## Start
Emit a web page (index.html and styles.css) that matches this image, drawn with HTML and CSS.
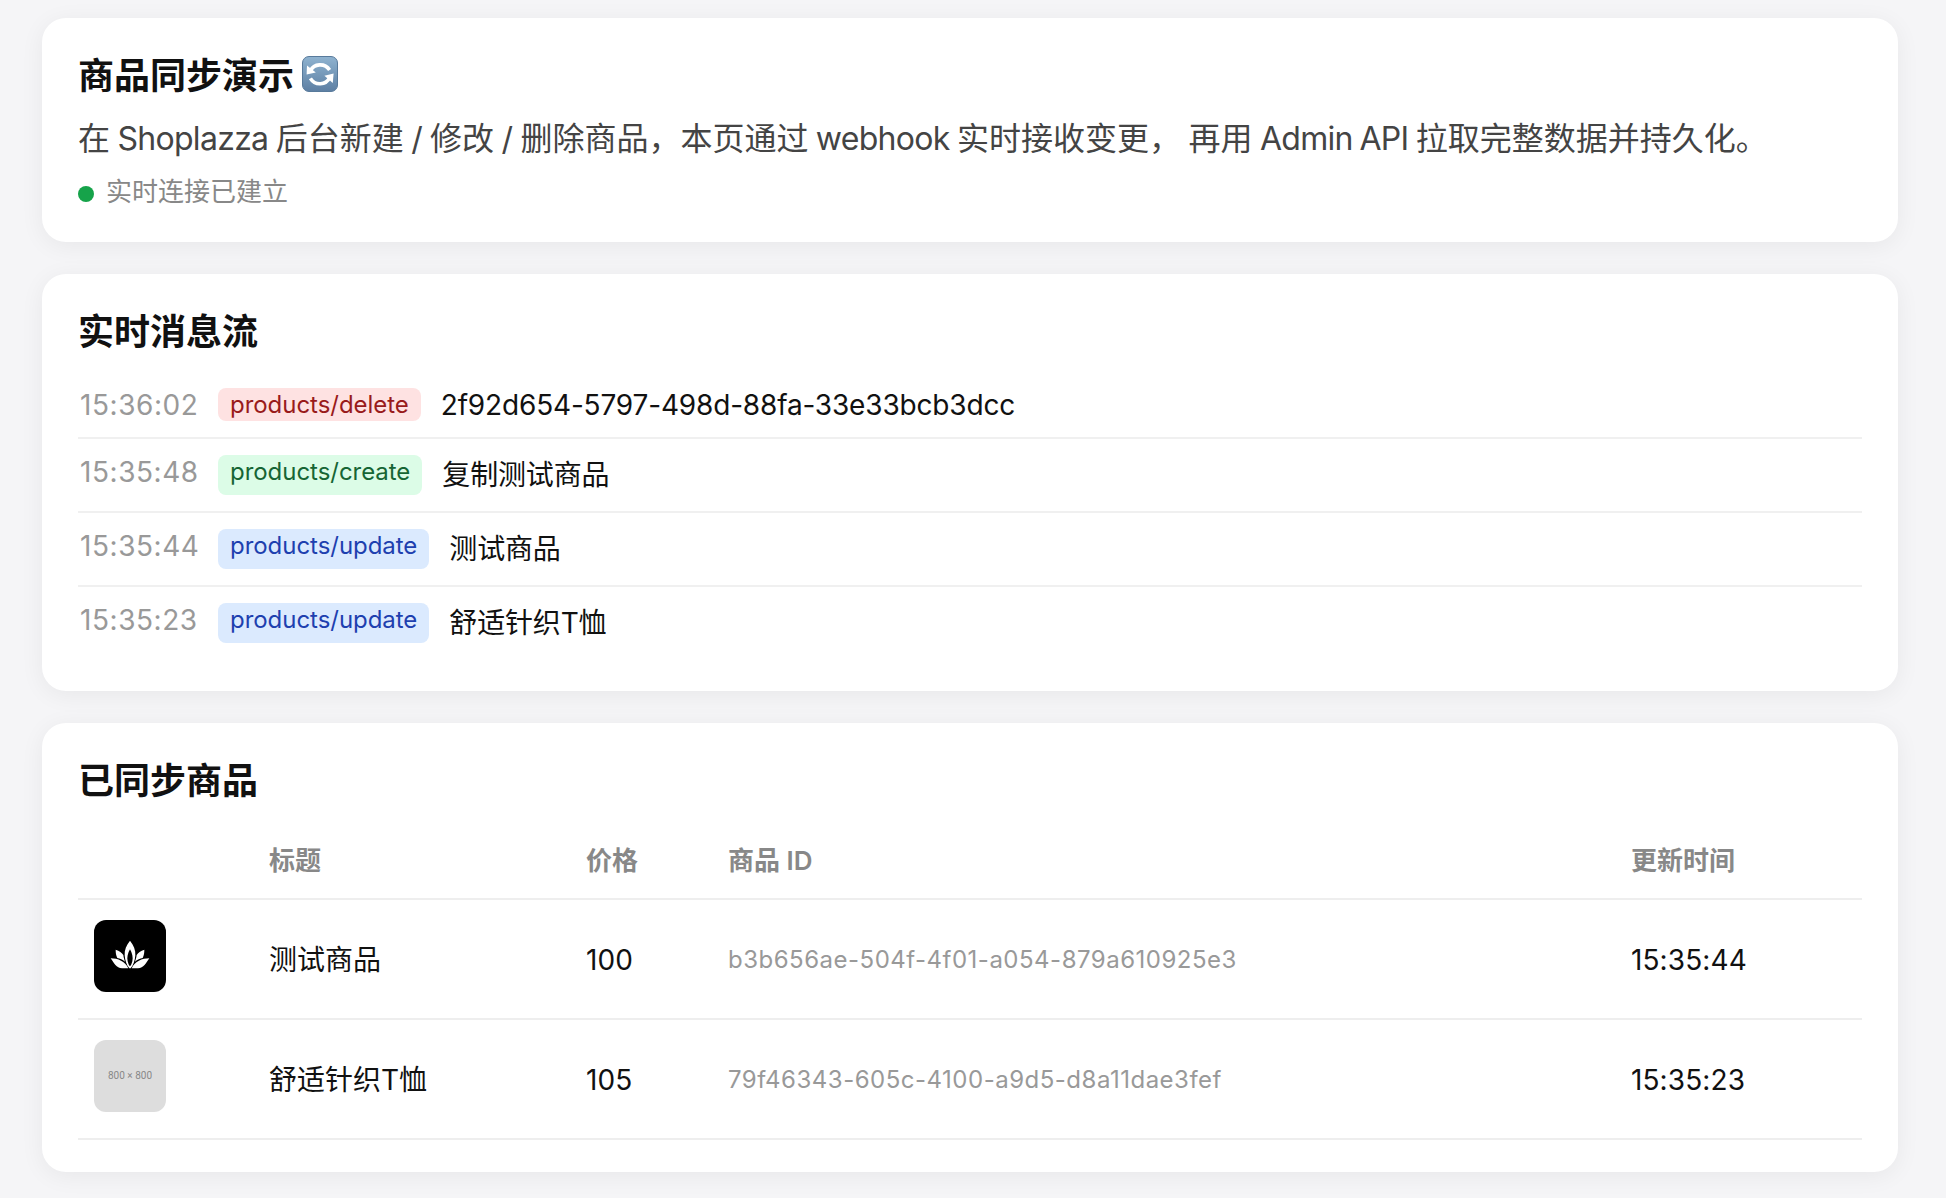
FILE: index.html
```html
<!DOCTYPE html>
<html lang="zh-CN">
<head>
    <meta charset="UTF-8">
    <meta name="viewport" content="width=device-width, initial-scale=1.0">
    <title>商品同步演示</title>
    <link rel="stylesheet" href="styles.css">
</head>
<body>
    <!-- 页头 -->
    <div class="card">
        <h2>商品同步演示
            <svg class="sync-icon" viewBox="0 0 36 36" aria-hidden="true">
                <defs>
                    <linearGradient id="syncBg" x1="0" y1="0" x2="0" y2="1">
                        <stop offset="0" stop-color="#8fb3d0"/>
                        <stop offset="1" stop-color="#5d7fa3"/>
                    </linearGradient>
                </defs>
                <rect x="0.5" y="0.5" width="35" height="35" rx="6.5" fill="url(#syncBg)" stroke="#587a9b"/>
                <g fill="none" stroke="#fff" stroke-width="3.6">
                    <path d="M8.6 14.6C11.8 7.8 22.6 6.4 27.6 14"/>
                    <path d="M27.6 21.8C24 29.4 13 30 8.4 22.4"/>
                </g>
                <path d="M5 9.4L4.6 18.4L13.8 16.6Z" fill="#fff"/>
                <path d="M31.6 17.6L22.4 19.8L30.8 27Z" fill="#fff"/>
            </svg>
        </h2>
        <p class="desc">在 <span class="en">Shoplazza</span> 后台新建 / 修改 / 删除商品，本页通过 <span class="en">webhook</span> 实时接收变更，
            再用 <span class="en">Admin API</span> 拉取完整数据并持久化。</p>
        <div class="status"><span class="dot"></span>实时连接已建立</div>
    </div>

    <!-- 消息流 -->
    <div class="card">
        <h2>实时消息流</h2>
        <div class="event">
            <span class="time">15:36:02</span>
            <span class="tag delete">products/delete</span>
            <span class="name">2f92d654-5797-498d-88fa-33e33bcb3dcc</span>
        </div>
        <div class="event">
            <span class="time">15:35:48</span>
            <span class="tag create">products/create</span>
            <span class="name zh">复制测试商品</span>
        </div>
        <div class="event">
            <span class="time">15:35:44</span>
            <span class="tag update">products/update</span>
            <span class="name zh">测试商品</span>
        </div>
        <div class="event">
            <span class="time">15:35:23</span>
            <span class="tag update">products/update</span>
            <span class="name zh">舒适针织T恤</span>
        </div>
    </div>

    <!-- 商品列表 -->
    <div class="card">
        <h2>已同步商品</h2>
        <table class="products">
            <colgroup>
                <col class="col-img">
                <col class="col-title">
                <col class="col-price">
                <col class="col-id">
                <col class="col-time">
            </colgroup>
            <thead>
                <tr>
                    <th></th>
                    <th>标题</th>
                    <th>价格</th>
                    <th>商品 ID</th>
                    <th>更新时间</th>
                </tr>
            </thead>
            <tbody>
                <tr>
                    <td class="img-cell">
                        <svg class="thumb thumb-dark" viewBox="0 0 216 216" aria-hidden="true">
                            <g fill="#fff">
                                <path fill-rule="evenodd" d="M108 62C97 76 91 90 92 106C93 122 98 136 106 145H110C118 136 123 122 124 106C125 90 119 76 108 62ZM108 88C114 98 118 112 115 124C113 132 111 136 108 139C105 136 103 132 101 124C98 112 102 98 108 88Z"/>
                                <path d="M65 89C76 93 84 98 88 105C89 113 91 119 93 125C86 119 78 115 70 114C66 106 65 98 65 89Z"/>
                                <path d="M151 89C140 93 132 98 128 105C127 113 125 119 123 125C130 119 138 115 146 114C150 106 151 98 151 89Z"/>
                                <path d="M50 115C72 115 93 124 103 145H84C67 144 60 129 50 115Z"/>
                                <path d="M166 115C144 115 123 124 113 145H132C149 144 156 129 166 115Z"/>
                            </g>
                        </svg>
                    </td>
                    <td class="zh">测试商品</td>
                    <td class="num">100</td>
                    <td class="pid">b3b656ae-504f-4f01-a054-879a610925e3</td>
                    <td class="num">15:35:44</td>
                </tr>
                <tr>
                    <td class="img-cell"><div class="thumb placeholder">800 × 800</div></td>
                    <td class="zh">舒适针织T恤</td>
                    <td class="num">105</td>
                    <td class="pid">79f46343-605c-4100-a9d5-d8a11dae3fef</td>
                    <td class="num">15:35:23</td>
                </tr>
            </tbody>
        </table>
    </div>
</body>
</html>
```

FILE: styles.css
```css
* {
    margin: 0;
    padding: 0;
    box-sizing: border-box;
}

body {
    font-family: Inter, 'Noto Sans CJK SC', sans-serif;
    font-size: 28px;
    background: #f5f5f7;
    color: #111;
    min-height: 100vh;
    padding: 18px 48px 0 42px;
}

.card {
    background: #fff;
    border-radius: 24px;
    padding: 32px 36px;
    margin-bottom: 32px;
    box-shadow: 0 4px 24px rgba(0,0,0,0.06);
}

.card:last-child {
    margin-bottom: 0;
}

.card h2 {
    display: flex;
    align-items: center;
    gap: 8px;
    font-size: 36px;
    font-weight: 600;
    line-height: 50px;
    height: 50px;
    padding-top: 2px;
    margin-bottom: 16px;
}

.sync-icon {
    width: 36px;
    height: 36px;
    margin-bottom: 4px;
}

.desc {
    font-size: 32px;
    line-height: 45px;
    color: #444;
    white-space: nowrap;
    word-spacing: -1.6px;
}

.desc .en {
    letter-spacing: -0.7px;
}

.status {
    display: flex;
    align-items: center;
    gap: 12px;
    margin-top: 12px;
    font-size: 26px;
    line-height: 37px;
    color: #888;
}

.dot {
    width: 16px;
    height: 16px;
    border-radius: 50%;
    background: #16a34a;
    margin-top: 5px;
}

/* 消息流 */
.event {
    display: flex;
    gap: 20px;
    padding: 16px 0;
    border-bottom: 2px solid #f0f0f0;
    line-height: 35px;
}

.event:last-child {
    border-bottom: none;
}

.time {
    width: 120px;
    height: 33px;
    padding-left: 2px;
    color: #999;
    letter-spacing: 0.55px;
}

.tag {
    padding: 2px 12px;
    border-radius: 8px;
    font-size: 24px;
    line-height: 29px;
    letter-spacing: -0.04px;
}

.tag.delete {
    background: #fee2e2;
    color: #991b1b;
}

.tag.create {
    background: #dcfce7;
    color: #166534;
}

.tag.update {
    background: #dbeafe;
    color: #1e40af;
}

.name {
    height: 33px;
    letter-spacing: -0.17px;
}

.name.zh {
    height: 40px;
    line-height: 41px;
}

/* 商品表格 */
.products {
    width: 100%;
    border-collapse: separate;
    border-spacing: 0;
    table-layout: fixed;
}

.products th,
.products td {
    text-align: left;
    vertical-align: middle;
    padding: 0 16px;
    border-bottom: 2px solid #eee;
}

.products th {
    height: 79px;
    font-size: 26px;
    font-weight: 600;
    color: #888;
    padding-bottom: 3px;
}

.products td {
    height: 120px;
}

.products .zh {
    padding-bottom: 2px;
}

.col-img { width: 175px; }
.col-title { width: 317px; }
.col-price { width: 142px; }
.col-time { width: 247px; }

.products .img-cell {
    vertical-align: top;
    padding-top: 20px;
}

.products .num {
    padding-top: 2px;
    letter-spacing: 0.1px;
}

.thumb {
    display: block;
    width: 72px;
    height: 72px;
    border-radius: 12px;
}

.thumb-dark {
    background: #000;
}

.placeholder {
    background: #ddd;
    color: #888;
    font-family: Roboto, sans-serif;
    font-size: 10px;
    line-height: 72px;
    text-align: center;
}

.products .pid {
    font-size: 24px;
    color: #999;
    letter-spacing: 0.5px;
}
```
## End
** TASK **
All of the material above is to be copied exactly, except for its images.

** SOLVED EXERCISE **
Emit a web page (index.html and styles.css) that matches this image, drawn with HTML and CSS.
FILE: index.html
```html
<!DOCTYPE html>
<html lang="zh-CN">
<head>
    <meta charset="UTF-8">
    <meta name="viewport" content="width=device-width, initial-scale=1.0">
    <title>商品同步演示</title>
    <link rel="stylesheet" href="styles.css">
</head>
<body>
    <!-- 页头 -->
    <div class="card">
        <h2>商品同步演示
            <svg class="sync-icon" viewBox="0 0 36 36" aria-hidden="true">
                <defs>
                    <linearGradient id="syncBg" x1="0" y1="0" x2="0" y2="1">
                        <stop offset="0" stop-color="#8fb3d0"/>
                        <stop offset="1" stop-color="#5d7fa3"/>
                    </linearGradient>
                </defs>
                <rect x="0.5" y="0.5" width="35" height="35" rx="6.5" fill="url(#syncBg)" stroke="#587a9b"/>
                <g fill="none" stroke="#fff" stroke-width="3.6">
                    <path d="M8.6 14.6C11.8 7.8 22.6 6.4 27.6 14"/>
                    <path d="M27.6 21.8C24 29.4 13 30 8.4 22.4"/>
                </g>
                <path d="M5 9.4L4.6 18.4L13.8 16.6Z" fill="#fff"/>
                <path d="M31.6 17.6L22.4 19.8L30.8 27Z" fill="#fff"/>
            </svg>
        </h2>
        <p class="desc">在 <span class="en">Shoplazza</span> 后台新建 / 修改 / 删除商品，本页通过 <span class="en">webhook</span> 实时接收变更，
            再用 <span class="en">Admin API</span> 拉取完整数据并持久化。</p>
        <div class="status"><span class="dot"></span>实时连接已建立</div>
    </div>

    <!-- 消息流 -->
    <div class="card">
        <h2>实时消息流</h2>
        <div class="event">
            <span class="time">15:36:02</span>
            <span class="tag delete">products/delete</span>
            <span class="name">2f92d654-5797-498d-88fa-33e33bcb3dcc</span>
        </div>
        <div class="event">
            <span class="time">15:35:48</span>
            <span class="tag create">products/create</span>
            <span class="name zh">复制测试商品</span>
        </div>
        <div class="event">
            <span class="time">15:35:44</span>
            <span class="tag update">products/update</span>
            <span class="name zh">测试商品</span>
        </div>
        <div class="event">
            <span class="time">15:35:23</span>
            <span class="tag update">products/update</span>
            <span class="name zh">舒适针织T恤</span>
        </div>
    </div>

    <!-- 商品列表 -->
    <div class="card">
        <h2>已同步商品</h2>
        <table class="products">
            <colgroup>
                <col class="col-img">
                <col class="col-title">
                <col class="col-price">
                <col class="col-id">
                <col class="col-time">
            </colgroup>
            <thead>
                <tr>
                    <th></th>
                    <th>标题</th>
                    <th>价格</th>
                    <th>商品 ID</th>
                    <th>更新时间</th>
                </tr>
            </thead>
            <tbody>
                <tr>
                    <td class="img-cell">
                        <svg class="thumb thumb-dark" viewBox="0 0 216 216" aria-hidden="true">
                            <g fill="#fff">
                                <path fill-rule="evenodd" d="M108 62C97 76 91 90 92 106C93 122 98 136 106 145H110C118 136 123 122 124 106C125 90 119 76 108 62ZM108 88C114 98 118 112 115 124C113 132 111 136 108 139C105 136 103 132 101 124C98 112 102 98 108 88Z"/>
                                <path d="M65 89C76 93 84 98 88 105C89 113 91 119 93 125C86 119 78 115 70 114C66 106 65 98 65 89Z"/>
                                <path d="M151 89C140 93 132 98 128 105C127 113 125 119 123 125C130 119 138 115 146 114C150 106 151 98 151 89Z"/>
                                <path d="M50 115C72 115 93 124 103 145H84C67 144 60 129 50 115Z"/>
                                <path d="M166 115C144 115 123 124 113 145H132C149 144 156 129 166 115Z"/>
                            </g>
                        </svg>
                    </td>
                    <td class="zh">测试商品</td>
                    <td class="num">100</td>
                    <td class="pid">b3b656ae-504f-4f01-a054-879a610925e3</td>
                    <td class="num">15:35:44</td>
                </tr>
                <tr>
                    <td class="img-cell"><div class="thumb placeholder">800 × 800</div></td>
                    <td class="zh">舒适针织T恤</td>
                    <td class="num">105</td>
                    <td class="pid">79f46343-605c-4100-a9d5-d8a11dae3fef</td>
                    <td class="num">15:35:23</td>
                </tr>
            </tbody>
        </table>
    </div>
</body>
</html>
```

FILE: styles.css
```css
* {
    margin: 0;
    padding: 0;
    box-sizing: border-box;
}

body {
    font-family: Inter, 'Noto Sans CJK SC', sans-serif;
    font-size: 28px;
    background: #f5f5f7;
    color: #111;
    min-height: 100vh;
    padding: 18px 48px 0 42px;
}

.card {
    background: #fff;
    border-radius: 24px;
    padding: 32px 36px;
    margin-bottom: 32px;
    box-shadow: 0 4px 24px rgba(0,0,0,0.06);
}

.card:last-child {
    margin-bottom: 0;
}

.card h2 {
    display: flex;
    align-items: center;
    gap: 8px;
    font-size: 36px;
    font-weight: 600;
    line-height: 50px;
    height: 50px;
    padding-top: 2px;
    margin-bottom: 16px;
}

.sync-icon {
    width: 36px;
    height: 36px;
    margin-bottom: 4px;
}

.desc {
    font-size: 32px;
    line-height: 45px;
    color: #444;
    white-space: nowrap;
    word-spacing: -1.6px;
}

.desc .en {
    letter-spacing: -0.7px;
}

.status {
    display: flex;
    align-items: center;
    gap: 12px;
    margin-top: 12px;
    font-size: 26px;
    line-height: 37px;
    color: #888;
}

.dot {
    width: 16px;
    height: 16px;
    border-radius: 50%;
    background: #16a34a;
    margin-top: 5px;
}

/* 消息流 */
.event {
    display: flex;
    gap: 20px;
    padding: 16px 0;
    border-bottom: 2px solid #f0f0f0;
    line-height: 35px;
}

.event:last-child {
    border-bottom: none;
}

.time {
    width: 120px;
    height: 33px;
    padding-left: 2px;
    color: #999;
    letter-spacing: 0.55px;
}

.tag {
    padding: 2px 12px;
    border-radius: 8px;
    font-size: 24px;
    line-height: 29px;
    letter-spacing: -0.04px;
}

.tag.delete {
    background: #fee2e2;
    color: #991b1b;
}

.tag.create {
    background: #dcfce7;
    color: #166534;
}

.tag.update {
    background: #dbeafe;
    color: #1e40af;
}

.name {
    height: 33px;
    letter-spacing: -0.17px;
}

.name.zh {
    height: 40px;
    line-height: 41px;
}

/* 商品表格 */
.products {
    width: 100%;
    border-collapse: separate;
    border-spacing: 0;
    table-layout: fixed;
}

.products th,
.products td {
    text-align: left;
    vertical-align: middle;
    padding: 0 16px;
    border-bottom: 2px solid #eee;
}

.products th {
    height: 79px;
    font-size: 26px;
    font-weight: 600;
    color: #888;
    padding-bottom: 3px;
}

.products td {
    height: 120px;
}

.products .zh {
    padding-bottom: 2px;
}

.col-img { width: 175px; }
.col-title { width: 317px; }
.col-price { width: 142px; }
.col-time { width: 247px; }

.products .img-cell {
    vertical-align: top;
    padding-top: 20px;
}

.products .num {
    padding-top: 2px;
    letter-spacing: 0.1px;
}

.thumb {
    display: block;
    width: 72px;
    height: 72px;
    border-radius: 12px;
}

.thumb-dark {
    background: #000;
}

.placeholder {
    background: #ddd;
    color: #888;
    font-family: Roboto, sans-serif;
    font-size: 10px;
    line-height: 72px;
    text-align: center;
}

.products .pid {
    font-size: 24px;
    color: #999;
    letter-spacing: 0.5px;
}
```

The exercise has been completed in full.